Whenever one of his bandmates came up to the front for a solo, I was surprised at the level of graciousness with which Seun helped set up the mic, then moved to the background so as not to upstage him. He has a humility that one rarely sees matched with such prodigious talent. I have no doubt that it is borne of a respect and reverence that he has for his father -- as evidenced by his back tatt, which read "Fela Lives" in gothic lettering, revealed after a trademark Kuti strip down -- and the tradition started by Egypt 80, the men who made Fela a legendary performer while giving birth to the inimitable afrobeat genre.
Glancing around the room at the multi-ethnic, -faith, -colored, and -creed audience, I had to wonder if afrobeat was still the music of resistance, having been universally accepted as the hippest, most shake-your-azz-to isht in the world. Does politically-charged music, particularly in Nigeria, still serve the purpose it once did?
I can't answer that. But the politics of afrobeat, particularly within the Kuti legacy, are deep enough.
Rumor has it that Femi and Seun, after years of a bitter rivalry, are finally speaking to each other. It was always evident to onlookers that the latter was Fela's favorite. Seun was performing with his dad from the tender age of 9-years-old, while Femi, already in his mid-twenties, was busy establishing his name.
Always driven to create his own sound to distinguish himself from his larger-than-life dad, Femi succeeded in distancing and creating a name for himself, particularly when he disbanded Egypt 80 after Fela's death. Now, a decade later, little Seun -- fresh out of music school -- is the one to bring the band back together under the capable leadership of Baba Ani.
The effort has not been without its hiccups, namely a court battle between the brothers that ended with Seun being denied the rights to several of his father's songs, prohibiting him from remixing then on his upcoming album.

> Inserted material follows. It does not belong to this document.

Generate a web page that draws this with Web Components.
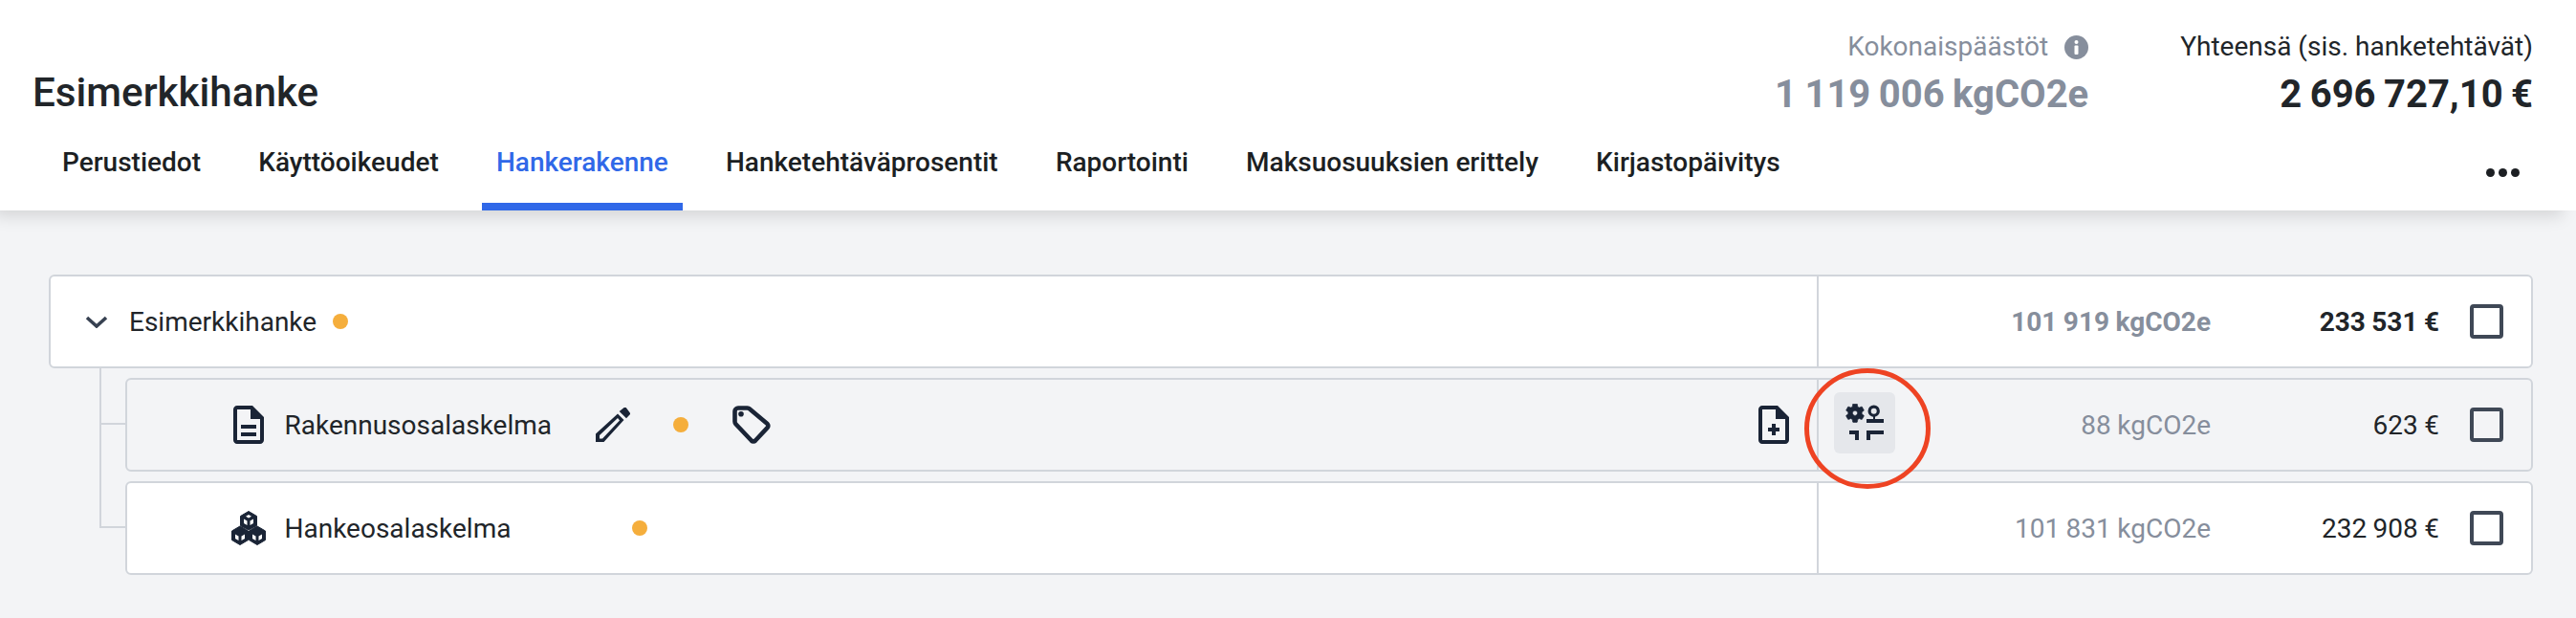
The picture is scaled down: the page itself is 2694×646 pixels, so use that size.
<!DOCTYPE html>
<html lang="fi">
<head>
<meta charset="utf-8">
<title>Esimerkkihanke</title>
<style>
  html, body { margin: 0; padding: 0; height: 100%; }
  body { background: #f3f4f6; font-family: Roboto, "Liberation Sans", sans-serif; color: #212529; overflow: hidden; }
</style>
</head>
<body>
<project-header>
  <span slot="title">Esimerkkihanke</span>
  <header-stat slot="stats" label="Kokonaispäästöt" value="1 119 006 kgCO2e" muted info></header-stat>
  <header-stat slot="stats" label="Yhteensä (sis. hanketehtävät)" value="2 696 727,10 €"></header-stat>
  <tab-item slot="tabs">Perustiedot</tab-item>
  <tab-item slot="tabs">Käyttöoikeudet</tab-item>
  <tab-item slot="tabs" active>Hankerakenne</tab-item>
  <tab-item slot="tabs">Hanketehtäväprosentit</tab-item>
  <tab-item slot="tabs">Raportointi</tab-item>
  <tab-item slot="tabs">Maksuosuuksien erittely</tab-item>
  <tab-item slot="tabs">Kirjastopäivitys</tab-item>
</project-header>

<tree-view>
  <tree-row slot="root" emissions="101 919 kgCO2e" cost="233 531 €" bold>
    <ui-icon slot="lead" name="chevron"></ui-icon>
    Esimerkkihanke
    <status-dot slot="actions"></status-dot>
  </tree-row>
  <tree-row child first shaded emissions="88 kgCO2e" cost="623 €">
    <ui-icon slot="lead" name="doc"></ui-icon>
    Rakennusosalaskelma
    <ui-icon slot="actions" name="pencil"></ui-icon>
    <status-dot slot="actions"></status-dot>
    <ui-icon slot="actions" name="tag"></ui-icon>
    <ui-icon slot="add" name="add"></ui-icon>
    <allocation-button slot="tool"></allocation-button>
  </tree-row>
  <tree-row child emissions="101 831 kgCO2e" cost="232 908 €">
    <ui-icon slot="lead" name="cubes"></ui-icon>
    Hankeosalaskelma
    <ui-icon slot="actions" name="pencil" style="visibility:hidden"></ui-icon>
    <status-dot slot="actions"></status-dot>
  </tree-row>
</tree-view>

<script>
const ICONS = {
  chevron: `<svg width="24" height="13" viewBox="0 0 24 13" fill="none"><path d="M2 2l10 9 10-9" stroke="#374151" stroke-width="3.6"/></svg>`,
  doc: `<svg width="32" height="40" viewBox="4 2 16 20" fill="#1a2436"><path d="M8 16h8v2H8zm0-4h8v2H8zm6-10H6c-1.1 0-2 .9-2 2v16c0 1.1.89 2 1.99 2H18c1.1 0 2-.9 2-2V8l-6-6zm4 18H6V4h7v5h5v11z"/></svg>`,
  add: `<svg width="32" height="40" viewBox="4 2 16 20" fill="#1a2436"><path d="M13 11.5h-2v2H9v2h2v2h2v-2h2v-2h-2zM14 2H6c-1.1 0-2 .9-2 2v16c0 1.1.89 2 1.99 2H18c1.1 0 2-.9 2-2V8l-6-6zm4 18H6V4h7v5h5v11z"/></svg>`,
  pencil: `<svg width="36" height="36" viewBox="0 0 36 36" fill="#1a2436"><path fill-rule="evenodd" d="M0 36v-8.500L23 6.500l6.500 6.500L8.500 36zM4 32.500h3L25 13.500 23 11 4 29z"/><path d="M24.700 4l5-4h2L36 5.700V7l-4 4.300z"/></svg>`,
  tag: `<svg width="40" height="40" viewBox="0 0 40 40" fill="none" stroke="#1a2436" stroke-width="4.6" stroke-linejoin="round"><path d="M2.5 6a3.5 3.5 0 0 1 3.5-3.5h9.5a4 4 0 0 1 2.8 1.2L36.500 19a3 3 0 0 1 0 4.200L24 36.500a3 3 0 0 1-4.200 0L3.700 19.500a4 4 0 0 1-1.200-2.800z"/><circle cx="9" cy="8.8" r="2.8" fill="#1a2436" stroke="none"/></svg>`,
  cubes: `<svg width="36" height="36" viewBox="0 0 36 36"><g fill="#1a2436" stroke="#1a2436" stroke-width="1" stroke-linejoin="round"><path d="M18 .5l8.5 5v10L18 20l-8.5-4.500v-10z"/><path d="M9 16l8.5 5v9.500L9 35.500.5 30.500V21z"/><path d="M27 16l8.5 5v9.500L27 35.500l-8.500-5V21z"/></g><g fill="#fff"><path d="M18 4l3 1.700-3 1.700-3-1.700z"/><path d="M13 8.500l3.500 2V15L13 13z"/><path d="M23 8.500l-3.500 2V15l3.500-2z"/><path d="M4 24.500l3.500 2V31L4 29z"/><path d="M14 24.500l-3.500 2V31l3.500-2z"/><path d="M22 24.500l3.500 2V31L22 29z"/><path d="M32 24.500l-3.500 2V31l3.500-2z"/></g></svg>`,
  info: `<svg width="25" height="25" viewBox="0 0 25 25"><circle cx="12.5" cy="12.5" r="12.5" fill="#868e9c"/><circle cx="12.5" cy="7" r="2" fill="#fff"/><rect x="10.5" y="10.5" width="4" height="9.5" rx="1" fill="#fff"/></svg>`,
  allocation: `<svg width="40" height="40" viewBox="0 0 40 40" fill="#1a2436"><svg x="-2" y="-2.2" width="24" height="24" viewBox="0 0 24 24"><path stroke="#1a2436" stroke-width=".6" fill-rule="evenodd" d="M19.14 12.94c.04-.3.06-.61.06-.94 0-.32-.02-.64-.07-.94l2.03-1.58c.18-.14.23-.41.12-.61l-1.92-3.32c-.12-.22-.37-.29-.59-.22l-2.39.96c-.5-.38-1.03-.7-1.62-.94l-.36-2.54c-.04-.24-.24-.41-.48-.41h-3.84c-.24 0-.43.17-.47.41l-.36 2.54c-.59.24-1.13.57-1.62.94l-2.39-.96c-.22-.08-.47 0-.59.22L2.74 8.87c-.12.21-.08.47.12.61l2.03 1.58c-.05.3-.09.63-.09.94s.02.64.07.94l-2.03 1.58c-.18.14-.23.41-.12.61l1.92 3.32c.12.22.37.29.59.22l2.39-.96c.5.38 1.03.7 1.62.94l.36 2.54c.05.24.24.41.48.41h3.84c.24 0 .44-.17.47-.41l.36-2.54c.59-.24 1.13-.56 1.62-.94l2.39.96c.22.08.47 0 .59-.22l1.92-3.32c.12-.22.07-.47-.12-.61l-2.01-1.58zM12 14.6c-1.4 0-2.6-1.2-2.6-2.6s1.2-2.6 2.6-2.6 2.6 1.2 2.6 2.6-1.2 2.6-2.6 2.6z"/></svg><circle cx="29.7" cy="7.7" r="4.6" fill="none" stroke="#1a2436" stroke-width="3.2"/><path d="M29 12h2v5h-2z"/><path d="M22 16h18v4H22z"/><path d="M4 28h10v10h-4v-6H4z"/><path d="M22 38V28h18v4H26v6z"/></svg>`
};

class UiIcon extends HTMLElement {
  connectedCallback() {
    if (this.shadowRoot) return;
    this.attachShadow({ mode: 'open' }).innerHTML = `
      <style>:host { display: inline-flex; flex: none; } svg { display: block; }</style>
      ${ICONS[this.getAttribute('name')]}`;
  }
}
customElements.define('ui-icon', UiIcon);

class StatusDot extends HTMLElement {
  constructor() {
    super();
    this.attachShadow({ mode: 'open' }).innerHTML = `
      <style>:host { display: block; flex: none; width: 16px; height: 16px; border-radius: 50%; background: #f5ae3c; }</style>`;
  }
}
customElements.define('status-dot', StatusDot);

class CheckBox extends HTMLElement {
  constructor() {
    super();
    this.attachShadow({ mode: 'open' }).innerHTML = `
      <style>:host { display: block; flex: none; box-sizing: border-box; width: 35px; height: 36px; border: 4px solid #3f4856; border-radius: 4px; }</style>`;
  }
}
customElements.define('check-box', CheckBox);

class HeaderStat extends HTMLElement {
  connectedCallback() {
    if (this.shadowRoot) return;
    const info = this.hasAttribute('info') ? '<ui-icon name="info"></ui-icon>' : '';
    this.attachShadow({ mode: 'open' }).innerHTML = `
      <style>
        :host { display: flex; flex-direction: column; align-items: flex-end; color: #212529; }
        :host([muted]) { color: #868e9c; }
        .label { display: flex; align-items: center; gap: 17px; font-size: 28px; line-height: 40px; height: 40px; }
        .value { font-size: 40px; font-weight: 700; line-height: 46px; margin-top: 7px; word-spacing: -1.5px; }
      </style>
      <div class="label"><span>${this.getAttribute('label')}</span>${info}</div>
      <div class="value">${this.getAttribute('value')}</div>`;
  }
}
customElements.define('header-stat', HeaderStat);

class TabItem extends HTMLElement {
  constructor() {
    super();
    this.attachShadow({ mode: 'open' }).innerHTML = `
      <style>
        :host { display: block; padding: 30px 15px 22px; border-bottom: 8px solid transparent; font-size: 28px; font-weight: 500; line-height: 40px; color: #1c1f23; white-space: nowrap; }
        :host([active]) { color: #3068e8; border-bottom-color: #3068e8; }
      </style>
      <slot></slot>`;
  }
}
customElements.define('tab-item', TabItem);

class ProjectHeader extends HTMLElement {
  constructor() {
    super();
    this.attachShadow({ mode: 'open' }).innerHTML = `
      <style>
        :host { display: block; position: relative; z-index: 1; height: 220px; box-sizing: border-box; padding: 29px 45px 0 34px; background: #fff; box-shadow: -10px 10px 16px -4px rgba(0,0,0,.13); }
        .top { display: flex; justify-content: space-between; height: 91px; }
        h1 { margin: 43px 0 0; font-size: 42.2px; font-weight: 500; line-height: 50px; }
        .stats { display: flex; gap: 96px; }
        nav { display: flex; align-items: flex-start; gap: 30.2px; margin-left: 16px; }
        .more { margin-left: auto; display: flex; gap: 4px; padding-top: 56px; margin-right: 14px; }
        .more i { width: 9px; height: 9px; border-radius: 50%; background: #1c1f23; }
      </style>
      <div class="top">
        <h1><slot name="title"></slot></h1>
        <div class="stats"><slot name="stats"></slot></div>
      </div>
      <nav>
        <slot name="tabs"></slot>
        <div class="more"><i></i><i></i><i></i></div>
      </nav>`;
  }
}
customElements.define('project-header', ProjectHeader);

class TreeView extends HTMLElement {
  constructor() {
    super();
    this.attachShadow({ mode: 'open' }).innerHTML = `
      <style>
        :host { display: block; padding: 67px 45px 0 51px; }
        .children { display: flex; flex-direction: column; gap: 10px; margin: 10px 0 0 80px; }
      </style>
      <slot name="root"></slot>
      <div class="children"><slot></slot></div>`;
  }
}
customElements.define('tree-view', TreeView);

class TreeRow extends HTMLElement {
  connectedCallback() {
    if (this.shadowRoot) return;
    this.attachShadow({ mode: 'open' }).innerHTML = `
      <style>
        :host { display: flex; position: relative; box-sizing: border-box; height: 98px; border: 2px solid #d1d5db; border-radius: 6px; background: #fff; font-size: 28px; color: #212529; }
        :host([shaded]) { background: #f3f4f6; }
        /* tree connectors, drawn in the gap left of the row */
        :host([child])::before { content: ""; position: absolute; left: -29px; top: 45px; width: 27px; height: 2px; background: #d1d5db; }
        :host([child])::after { content: ""; position: absolute; left: -29px; top: -62px; width: 2px; height: 109px; background: #d1d5db; }
        :host([first])::after { top: -12px; height: 59px; }
        .main { flex: 1; display: flex; align-items: center; padding: 0 29px 0 36px; min-width: 0; }
        :host([child]) .main { padding-left: 109px; }
        .lead { display: flex; justify-content: center; flex: none; margin-right: 22px; }
        :host([child]) .lead { width: 36px; margin-right: 19.5px; }
        .name { white-space: nowrap; }
        .actions { display: flex; align-items: center; gap: 45.5px; margin-left: 45.5px; }
        :host(:not([child])) .actions { margin-left: 17px; }
        .add { margin-left: auto; display: flex; }
        .cost { flex: none; width: 747px; box-sizing: border-box; display: flex; align-items: center; border-left: 2px solid #d1d5db; padding: 0 29px 0 16px; }
        .value { margin-left: auto; color: #868e9c; white-space: nowrap; word-spacing: -.5px; }
        .amount { margin-left: 39px; width: 200px; text-align: right; white-space: nowrap; word-spacing: -.5px; }
        check-box { margin-left: 32px; }
        :host([bold]) .value, :host([bold]) .amount { font-weight: 700; }
      </style>
      <div class="main">
        <div class="lead"><slot name="lead"></slot></div>
        <span class="name"><slot></slot></span>
        <div class="actions"><slot name="actions"></slot></div>
        <div class="add"><slot name="add"></slot></div>
      </div>
      <div class="cost">
        <slot name="tool"></slot>
        <span class="value">${this.getAttribute('emissions')}</span>
        <span class="amount">${this.getAttribute('cost')}</span>
        <check-box></check-box>
      </div>`;
  }
}
customElements.define('tree-row', TreeRow);

class AllocationButton extends HTMLElement {
  constructor() {
    super();
    this.attachShadow({ mode: 'open' }).innerHTML = `
      <style>
        :host { display: flex; position: relative; z-index: 2; align-items: center; justify-content: center; width: 64px; height: 64px; margin-top: -4px; border-radius: 6px; background: #e5e7eb; }
        .ring { position: absolute; left: -31px; top: -25px; }
      </style>
      <ui-icon name="allocation"></ui-icon>
      <svg class="ring" width="132" height="126" viewBox="0 0 132 126" fill="none"><ellipse cx="66" cy="63" rx="63.5" ry="60.5" stroke="#ee4323" stroke-width="5"/></svg>`;
  }
}
customElements.define('allocation-button', AllocationButton);
</script>
</body>
</html>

Even if Femi and Seun cannot get along, as the tour T-shirt proclaims, Afrobeat Rules
. There was a prophetic energy at the gathering, like Fela himself was reaching from beyond the grave into the future, still setting hearts, minds, and bodies on fire.
After the all-too-short performance -- Seun didn't come back for an encore even though the crowd was screaming -- DJ Rich Medina of Jump-n-Funk ministered to us with his trademark grooves. I cut a few rugs up, with some well-hidden paparazzi getting prime shots. Let me know if y'all come across my face on any other websites. I want a cut of the profit! LOL.
The AFRican Blogger
P.S. If you want to hear for yourself, check out Seun Kuti on Myspace
. FYI, his singles are out on 12-inch vinyl for all you DJ heads...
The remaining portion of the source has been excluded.